> EXERCISE:
From the very first line of the data to the line containing "(el, root) => root.querySelector('span').textContent", retype everything exactly, leaving the pictures behind.

> GIVEN INFORMATION:
▼
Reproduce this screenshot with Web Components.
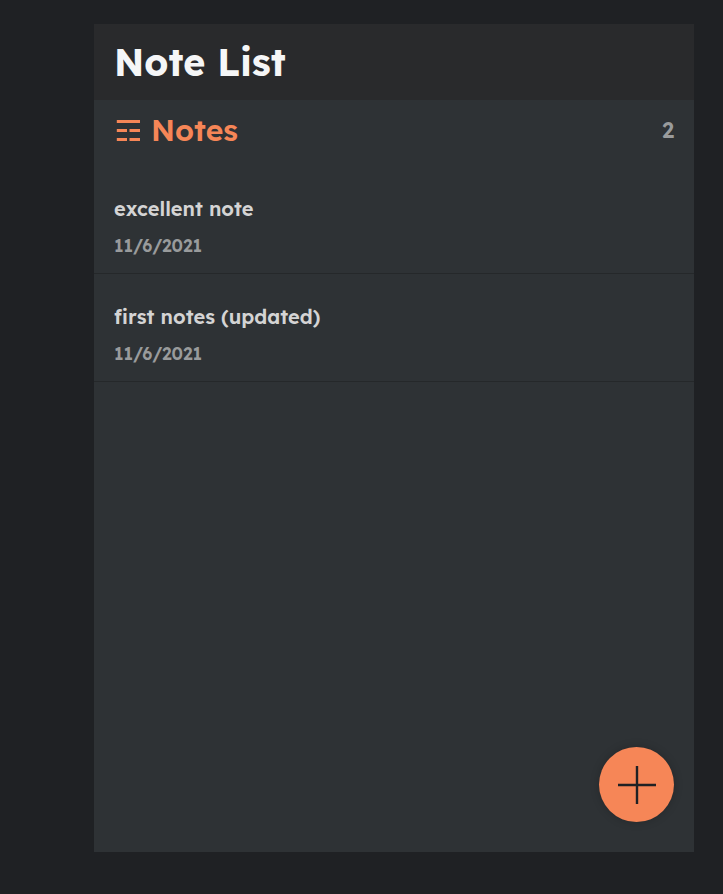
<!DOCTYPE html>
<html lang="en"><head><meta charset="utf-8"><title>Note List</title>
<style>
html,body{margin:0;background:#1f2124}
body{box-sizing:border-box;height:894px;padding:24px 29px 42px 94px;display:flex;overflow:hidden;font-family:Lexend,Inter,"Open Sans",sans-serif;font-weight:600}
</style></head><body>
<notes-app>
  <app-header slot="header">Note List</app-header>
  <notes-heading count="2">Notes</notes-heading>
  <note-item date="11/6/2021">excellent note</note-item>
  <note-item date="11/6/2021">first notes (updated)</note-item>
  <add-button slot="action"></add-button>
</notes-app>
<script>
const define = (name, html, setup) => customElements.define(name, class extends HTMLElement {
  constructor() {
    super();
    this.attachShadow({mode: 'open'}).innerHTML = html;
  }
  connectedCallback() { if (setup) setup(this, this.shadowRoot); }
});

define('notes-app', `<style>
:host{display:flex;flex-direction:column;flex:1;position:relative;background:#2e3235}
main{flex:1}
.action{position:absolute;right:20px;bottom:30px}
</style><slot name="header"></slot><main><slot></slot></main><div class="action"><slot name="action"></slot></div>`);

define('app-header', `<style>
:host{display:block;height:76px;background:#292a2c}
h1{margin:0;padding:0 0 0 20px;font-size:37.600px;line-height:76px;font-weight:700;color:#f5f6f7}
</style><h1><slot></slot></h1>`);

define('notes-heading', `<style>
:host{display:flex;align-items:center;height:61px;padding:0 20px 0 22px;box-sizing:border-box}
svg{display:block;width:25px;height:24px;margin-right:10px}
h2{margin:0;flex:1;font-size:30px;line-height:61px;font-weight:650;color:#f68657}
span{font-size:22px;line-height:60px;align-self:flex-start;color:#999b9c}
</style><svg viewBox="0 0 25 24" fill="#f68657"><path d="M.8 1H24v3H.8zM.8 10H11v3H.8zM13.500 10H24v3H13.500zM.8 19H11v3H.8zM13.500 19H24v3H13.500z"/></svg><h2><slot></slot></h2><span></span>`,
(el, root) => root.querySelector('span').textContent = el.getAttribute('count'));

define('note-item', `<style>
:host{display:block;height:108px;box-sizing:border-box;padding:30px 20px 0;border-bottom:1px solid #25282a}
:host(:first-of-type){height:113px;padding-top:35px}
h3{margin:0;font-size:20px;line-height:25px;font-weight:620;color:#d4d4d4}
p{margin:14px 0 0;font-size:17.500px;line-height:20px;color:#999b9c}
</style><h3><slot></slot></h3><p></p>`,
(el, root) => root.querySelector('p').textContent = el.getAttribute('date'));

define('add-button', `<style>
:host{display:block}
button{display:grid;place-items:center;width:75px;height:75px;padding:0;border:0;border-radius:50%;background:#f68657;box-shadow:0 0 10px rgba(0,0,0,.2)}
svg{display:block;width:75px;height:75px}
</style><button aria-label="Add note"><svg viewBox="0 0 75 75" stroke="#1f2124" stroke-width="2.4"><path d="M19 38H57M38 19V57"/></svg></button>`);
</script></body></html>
▲
> FULL ANSWER:
Reproduce this screenshot with Web Components.
<!DOCTYPE html>
<html lang="en"><head><meta charset="utf-8"><title>Note List</title>
<style>
html,body{margin:0;background:#1f2124}
body{box-sizing:border-box;height:894px;padding:24px 29px 42px 94px;display:flex;overflow:hidden;font-family:Lexend,Inter,"Open Sans",sans-serif;font-weight:600}
</style></head><body>
<notes-app>
  <app-header slot="header">Note List</app-header>
  <notes-heading count="2">Notes</notes-heading>
  <note-item date="11/6/2021">excellent note</note-item>
  <note-item date="11/6/2021">first notes (updated)</note-item>
  <add-button slot="action"></add-button>
</notes-app>
<script>
const define = (name, html, setup) => customElements.define(name, class extends HTMLElement {
  constructor() {
    super();
    this.attachShadow({mode: 'open'}).innerHTML = html;
  }
  connectedCallback() { if (setup) setup(this, this.shadowRoot); }
});

define('notes-app', `<style>
:host{display:flex;flex-direction:column;flex:1;position:relative;background:#2e3235}
main{flex:1}
.action{position:absolute;right:20px;bottom:30px}
</style><slot name="header"></slot><main><slot></slot></main><div class="action"><slot name="action"></slot></div>`);

define('app-header', `<style>
:host{display:block;height:76px;background:#292a2c}
h1{margin:0;padding:0 0 0 20px;font-size:37.600px;line-height:76px;font-weight:700;color:#f5f6f7}
</style><h1><slot></slot></h1>`);

define('notes-heading', `<style>
:host{display:flex;align-items:center;height:61px;padding:0 20px 0 22px;box-sizing:border-box}
svg{display:block;width:25px;height:24px;margin-right:10px}
h2{margin:0;flex:1;font-size:30px;line-height:61px;font-weight:650;color:#f68657}
span{font-size:22px;line-height:60px;align-self:flex-start;color:#999b9c}
</style><svg viewBox="0 0 25 24" fill="#f68657"><path d="M.8 1H24v3H.8zM.8 10H11v3H.8zM13.500 10H24v3H13.500zM.8 19H11v3H.8zM13.500 19H24v3H13.500z"/></svg><h2><slot></slot></h2><span></span>`,
(el, root) => root.querySelector('span').textContent = el.getAttribute('count'));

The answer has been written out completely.